Ringfort (Rath), Carrigoon More, Co. Cork
Co. Cork |
Ringforts
On a north-facing slope at Carrigoon More in County Cork, a ringfort has all but dissolved into the farmland around it.
No bank rises from the ground, no ditch catches the eye; the only reason anyone knows it is there at all is a cropmark, the faint differential growth in a planted field that betrays buried archaeology to a camera carried high enough above the earth. An aerial photograph taken in July 1975 captured exactly this: a circular pattern of slightly different vegetation, tracing the outline of what would once have been a raised earthen bank and accompanying fosse, the defensive ditch that typically surrounds these enclosures. Ringforts, also known as raths, were the most common form of rural settlement in early medieval Ireland, built broadly between the fifth and twelfth centuries as enclosed farmsteads for single family groups.

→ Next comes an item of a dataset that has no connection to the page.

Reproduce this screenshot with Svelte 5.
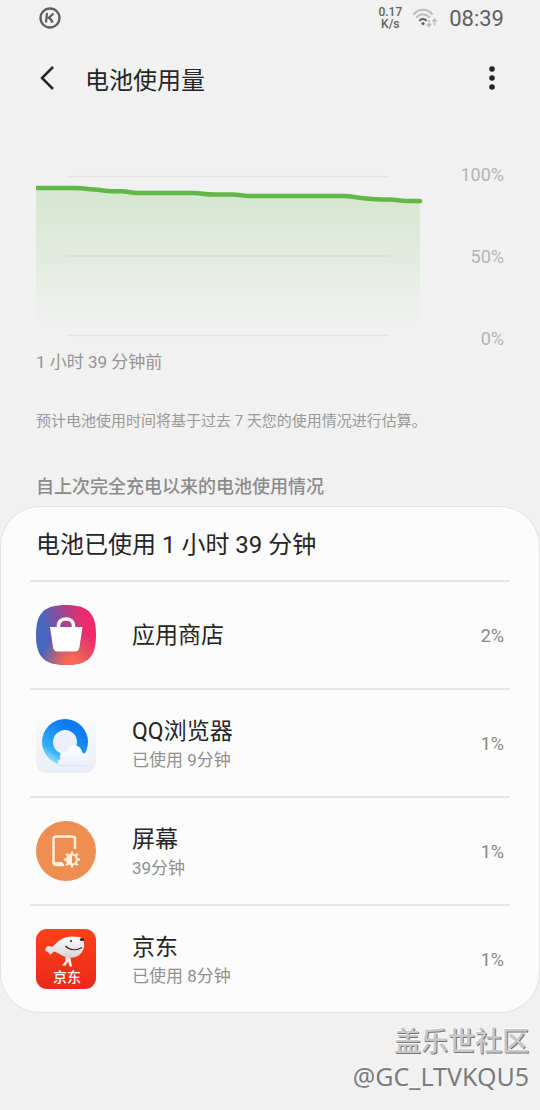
<script lang="ts">
	type App = {
		name: string;
		detail: string;
		percent: number;
		icon: string;
	};

	const apps: App[] = [
		{ name: '应用商店', detail: '', percent: 2, icon: 'store' },
		{ name: 'QQ浏览器', detail: '已使用 9分钟', percent: 1, icon: 'browser' },
		{ name: '屏幕', detail: '39分钟', percent: 1, icon: 'screen' },
		{ name: '京东', detail: '已使用 8分钟', percent: 1, icon: 'jd' }
	];

	const levels = [100, 50, 0];

	// battery level over time, in chart units
	const line =
		'M0 22H40C48 22 54 23.500 62 23.800C68 24.500 70 25.300 76 25.300H86C92 25.300 94 27 102 27H158C166 27 168 28.500 178 28.500H196C204 28.500 206 30 214 30H308C316 30 320 32 328 32.200C336 33 338 33.500 346 33.500H354C362 33.500 362 35 370 35H384';
</script>

<div class="screen">
	<div class="status">
		<svg class="badge" viewBox="0 0 22 22" aria-hidden="true">
			<circle cx="11" cy="11" r="9.500" />
			<path d="M8 6 7 15.500M14.500 6.500 9 11.500M10 10 13.800 15.500" />
		</svg>
		<div class="speed">
			<span>0.17</span>
			<span>K/s</span>
		</div>
		<svg class="wifi" viewBox="0 0 26 20" aria-hidden="true">
			<path class="faint" d="M1.500 6.500C7 .2 15 .2 20.500 6.500M4.300 9.600C8.500 5.200 13.500 5.200 17.700 9.600" />
			<path class="solid" d="M7.300 12.800C9.500 10.300 12.500 10.300 14.700 12.800" />
			<circle cx="11" cy="15.500" r="1.600" />
			<path class="arrows" d="M17 12v6M15 16l2 2.500 2-2.500M22.500 17.500v-6M20.500 13.500l2-2.500 2 2.500" />
		</svg>
		<time>08:39</time>
	</div>

	<header>
		<button class="back" aria-label="返回">
			<svg viewBox="0 0 16 26" aria-hidden="true"><path d="M14 2 3 13 14 24" /></svg>
		</button>
		<h1>电池使用量</h1>
		<button class="more" aria-label="更多选项">
			<svg viewBox="0 0 6 26" aria-hidden="true">
				<circle cx="3" cy="4" r="2.800" />
				<circle cx="3" cy="13" r="2.800" />
				<circle cx="3" cy="22" r="2.800" />
			</svg>
		</button>
	</header>

	<section class="usage">
		<div class="chart">
			<svg viewBox="0 0 390 182" aria-hidden="true">
				<defs>
					<linearGradient id="fill" x1="0" y1="0" x2="0" y2="1">
						<stop offset="0" stop-color="#64b946" stop-opacity="0.200" />
						<stop offset="0.500" stop-color="#64b946" stop-opacity="0.100" />
						<stop offset="1" stop-color="#64b946" stop-opacity="0" />
					</linearGradient>
				</defs>
				<path d="{line}V162H0Z" fill="url(#fill)" />
				<path class="grid" d="M30 10.500H354M30 90H354M30 169.500H354" />
				<path class="level" d={line} />
				<circle cx="384" cy="35" r="2.250" fill="#62b847" />
			</svg>
			<div class="axis">
				{#each levels as level}
					<span>{level}%</span>
				{/each}
			</div>
		</div>
		<p class="since">1 小时 39 分钟前</p>
		<p class="note">预计电池使用时间将基于过去 7 天您的使用情况进行估算。</p>
	</section>

	<h2>自上次完全充电以来的电池使用情况</h2>

	<section class="card">
		<h3>电池已使用 1 小时 39 分钟</h3>
		<ul>
			{#each apps as app}
				<li>
					<svg class="icon" viewBox="0 0 60 60" aria-hidden="true">
						{#if app.icon === 'store'}
							<defs>
								<linearGradient id="store" x1="0" y1="0.500" x2="1" y2="0.300">
									<stop offset="0.150" stop-color="#4766bd" />
									<stop offset="0.500" stop-color="#a04592" />
									<stop offset="0.850" stop-color="#f02a6b" />
								</linearGradient>
								<radialGradient id="glow" cx="0.600" cy="1" r="0.550">
									<stop offset="0.200" stop-color="#f8694f" />
									<stop offset="1" stop-color="#f8694f" stop-opacity="0" />
								</radialGradient>
							</defs>
							<path d="M30 0C52 0 60 8 60 30S52 60 30 60 0 52 0 30 8 0 30 0Z" fill="url(#store)" />
							<path d="M30 0C52 0 60 8 60 30S52 60 30 60 0 52 0 30 8 0 30 0Z" fill="url(#glow)" />
							<path d="M14 22H46.500L43.500 42Q43 46.500 38.500 46.500H22Q17.500 46.500 17 42Z" fill="#fff" />
							<path d="M22.500 23V21C22.500 11.500 37.500 11.500 37.500 21V23" fill="none" stroke="#fff" stroke-width="3.500" />
						{:else if app.icon === 'browser'}
							<defs>
								<linearGradient id="tile" x1="0" y1="0" x2="0" y2="1">
									<stop offset="0" stop-color="#fcfcfd" />
									<stop offset="1" stop-color="#e9eef6" />
								</linearGradient>
								<linearGradient id="ring" x1="0.200" y1="1" x2="0.700" y2="0.200">
									<stop offset="0" stop-color="#b5edff" />
									<stop offset="0.300" stop-color="#36b0fa" />
									<stop offset="0.650" stop-color="#1c93f7" />
									<stop offset="1" stop-color="#0d7af0" />
								</linearGradient>
								<linearGradient id="cloud" x1="0" y1="0" x2="0" y2="1">
									<stop offset="0" stop-color="#fff" />
									<stop offset="1" stop-color="#e8eff9" />
								</linearGradient>
							</defs>
							<rect width="60" height="60" rx="11" fill="url(#tile)" />
							<circle cx="29" cy="29" r="23" fill="url(#ring)" />
							<circle cx="29" cy="29" r="12" fill="#edf0f8" />
							<path d="M27 52.500H46C55 52.500 55 40.500 46.500 40C45 30.500 32.500 30 31 39C25 37 22.500 43 24.500 46C20 47.500 21 52.500 27 52.500Z" fill="url(#cloud)" />
							<path d="M22 52.800H51" stroke="#d4deed" stroke-width="0.800" />
						{:else if app.icon === 'screen'}
							<circle cx="30" cy="30" r="30" fill="#ee8f51" />
							<path d="M28 44H20.500Q17.500 44 17.500 41V18Q17.500 15.500 20.500 15.500H36Q39 15.500 39 18V28" fill="none" stroke="#fff1df" stroke-width="2.500" />
							<path d="M17 41H26L28.500 45H20Q17 45 17 41Z" fill="#fff1df" />
							<g fill="none" stroke="#fff1df" stroke-width="2.200">
								<circle cx="36" cy="38.500" r="5" />
								<path d="M36 30.500V33M36 44V46.500M28 38.500H30.500M41.500 38.500H44M30.300 32.800 32 34.500M40 42.500 41.700 44.200M30.300 44.200 32 42.500M40 34.500 41.700 32.800" />
							</g>
							<path d="M36 33.500A5 5 0 0 0 36 43.500Z" fill="#fff1df" />
						{:else}
							<defs>
								<linearGradient id="red" x1="0" y1="0" x2="0" y2="1">
									<stop offset="0" stop-color="#fc4219" />
									<stop offset="1" stop-color="#e9291a" />
								</linearGradient>
								<linearGradient id="dog" x1="0" y1="0" x2="0" y2="1">
									<stop offset="0" stop-color="#fff" />
									<stop offset="1" stop-color="#d5d2d2" />
								</linearGradient>
							</defs>
							<rect width="60" height="60" rx="11" fill="url(#red)" />
							<path d="M9.500 22C9 18 12 15.500 16 18C21 14 25 8 35 7.500L43 8C48 9 49 15 47.500 20C44 29 35 30.500 27 27C23 25 21 23 18 22.500L14 26C13 24 13 23 9.500 22Z" fill="url(#dog)" />
							<path d="M29.500 28 34.500 29 36 37.500H33.800L32 32.500 29.500 36.500 26 36.500 29.500 32Z" fill="#f4efee" />
							<path d="M29.500 17C34 22 41 21.500 46 18.500" fill="none" stroke="#332a2a" stroke-width="1.200" />
							<circle cx="35" cy="12" r="1.100" fill="#332a2a" />
							<ellipse cx="46" cy="10.500" rx="2.200" ry="1.600" fill="#332a2a" />
							<text x="31" y="53" text-anchor="middle">京东</text>
						{/if}
					</svg>
					<div class="info">
						<span class="name">{app.name}</span>
						{#if app.detail}
							<span class="detail">{app.detail}</span>
						{/if}
					</div>
					<span class="percent">{app.percent}%</span>
				</li>
			{/each}
		</ul>
	</section>

	<footer>
		<span class="site">盖乐世社区</span>
		<span class="user">@GC_LTVKQU5</span>
	</footer>
</div>

<style>
	:global(body) {
		margin: 0;
		background: #f1f1f1;
	}

	.screen {
		font-family: Roboto, 'Noto Sans CJK SC', sans-serif;
		color: #252525;
		background: #f1f1f1;
	}

	h1,
	h2,
	h3,
	p,
	ul {
		margin: 0;
		padding: 0;
		font-weight: 400;
	}

	.status {
		display: flex;
		align-items: center;
		height: 36px;
		padding: 0 36px;
		color: #606060;
	}

	.badge {
		width: 22px;
		height: 22px;
		margin: 0 auto 0 3px;
		fill: none;
		stroke: #606060;
		stroke-width: 2.3;
	}

	.speed {
		display: flex;
		flex-direction: column;
		align-items: center;
		font-size: 12px;
		font-weight: 500;
		line-height: 12px;
	}

	.wifi {
		width: 26px;
		height: 20px;
		margin: 0 11px 0 10px;
		fill: none;
		stroke-width: 2;
	}

	.wifi circle {
		fill: #606060;
	}

	.faint {
		stroke: #bcbcbc;
	}

	.solid {
		stroke: #606060;
	}

	.arrows {
		stroke: #bcbcbc;
		stroke-width: 1.5;
	}

	time {
		font-size: 22px;
	}

	header {
		display: flex;
		align-items: center;
		height: 84px;
		padding: 0 36px;
	}

	button {
		display: flex;
		padding: 0;
		border: none;
		background: none;
		cursor: pointer;
	}

	.back {
		width: 49px;
		padding-left: 3px;
	}

	.back svg {
		width: 16px;
		height: 26px;
		fill: none;
		stroke: #252525;
		stroke-width: 2.5;
	}

	.more {
		margin-left: auto;
		padding: 0 9px;
	}

	.more svg {
		width: 6px;
		height: 26px;
		fill: #252525;
	}

	h1 {
		font-size: 24px;
	}

	.usage {
		padding: 46px 36px 0;
	}

	.chart {
		display: flex;
		gap: 12px;
	}

	.chart svg {
		flex: 1;
		min-width: 0;
	}

	.grid {
		stroke: #000;
		stroke-opacity: 0.05;
		stroke-width: 1.5;
	}

	.level {
		fill: none;
		stroke: #62b847;
		stroke-width: 4.5;
	}

	.axis {
		display: flex;
		flex-direction: column;
		justify-content: space-between;
		width: 66px;
		font-size: 18px;
		line-height: 18px;
		text-align: right;
		color: #b4b4b4;
	}

	.since {
		margin-top: 2px;
		font-size: 17px;
		line-height: 24px;
		color: #949494;
	}

	.note {
		margin-top: 36px;
		font-size: 15px;
		line-height: 22px;
		color: #999;
	}

	h2 {
		padding: 43px 36px 7px;
		font-size: 18px;
		font-weight: 500;
		line-height: 24px;
		color: #8b8b8b;
	}

	.card {
		padding: 0 29px;
		border: 1px solid #e2e2e2;
		border-radius: 40px;
		background: #fcfcfc;
	}

	h3 {
		padding: 3px 6px 0;
		font-size: 24px;
		line-height: 70px;
	}

	ul {
		list-style: none;
	}

	li {
		display: flex;
		align-items: center;
		box-sizing: border-box;
		height: 108px;
		padding: 0 6px;
		border-top: 2px solid #e6e6e6;
	}

	.icon {
		width: 60px;
		height: 60px;
		margin-right: 36px;
	}

	.icon text {
		font-size: 14px;
		font-weight: 500;
		fill: #fff;
	}

	.info {
		display: flex;
		flex: 1;
		flex-direction: column;
	}

	.name {
		padding-top: 2px;
		font-size: 23px;
		line-height: 32px;
	}

	.detail {
		font-size: 17px;
		line-height: 24px;
		color: #909090;
	}

	.percent {
		font-size: 18px;
		color: #888;
	}

	footer {
		display: flex;
		flex-direction: column;
		align-items: flex-end;
		padding: 11px 11px 16px;
	}

	.site {
		font-size: 27px;
		font-weight: 500;
		line-height: 36px;
		color: #c8c8c8;
		text-shadow: 1px 1px 0 #777, -1px -1px 0 #fafafa;
	}

	.user {
		font-family: 'Noto Sans', sans-serif;
		font-size: 25px;
		line-height: 32px;
		color: #7c7c7c;
		text-shadow: -1px -1px 0 #fafafa;
	}
</style>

What makes the Carrigoon More site particularly telling is the paper trail left by the field boundary that once curved around it. Ordnance Survey maps from 1842, 1905, and 1935 each show an arc of fencing running from the west side of the enclosure round to the north, a line that clearly accommodated the old circular shape rather than cutting across it. Farmers and field-makers had, for at least a century, been working around something whose origins they may not have fully known. By the time the 1975 photograph was taken, that fence was still upstanding and visible from the air. Since then it too has been levelled, leaving only a partial soil mark and no surface trace of the enclosure itself. The site sits in tillage ground now, turned over with each growing season, the ringfort retreating further beneath the plough line.